2. A pump/injector according to Claim 1, characterised in that said control valve means (33) is electromagnetically operated.

3. A pump/injector according to Claim 1 or Claim 2, including a pressurising valve (42) positioned downstream of said control valve means .

4. A fuel system for a compression ignition engine comprising a plurality of engine cam operated pump injectors operable in turn to supply fuel to the combustion space of the associated engine respectively, each pump/injector having a fluid pressure actuated spill valve (23), each spill valve including a piston (27) slidable in a cylinder (25) and movable towards one end of the cylinder to prevent spillage of fuel from a pumping chamber (21), and a single solenoid operable valve (33) for controlling the fluid pressure in the other ends of the cylinders, said valve (33) being operated during the inward movement of each plunger to increase the fluid pressure in said other ends of the cylinders to effect movement of all the pistons towards said one ends of the respective cylinders .

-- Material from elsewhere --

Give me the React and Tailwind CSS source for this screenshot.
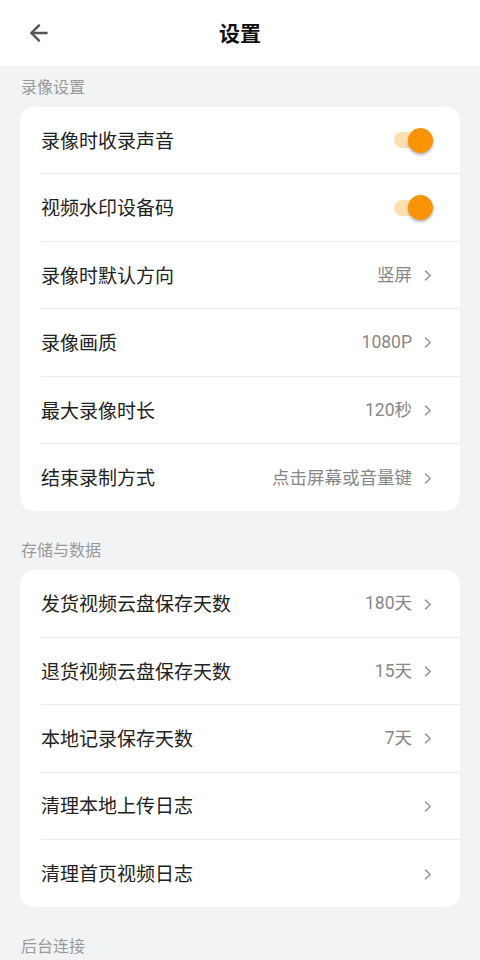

5. A fuel system for a compression ignition engine comprising a plurality of pump/injectors as claimed in Claim 1, for supplying fuel to the combustion spaces of the associated engine in turn respectively, characterised in that the other ends of the cylinders (25) are each connected to said control valve means (33) whereby a single control valve means controls the amount of fuel delivered by each pump/injector.

6. A fuel system according to Claim 5, characterised in that said control valve means (33) is an ON/OFF valve.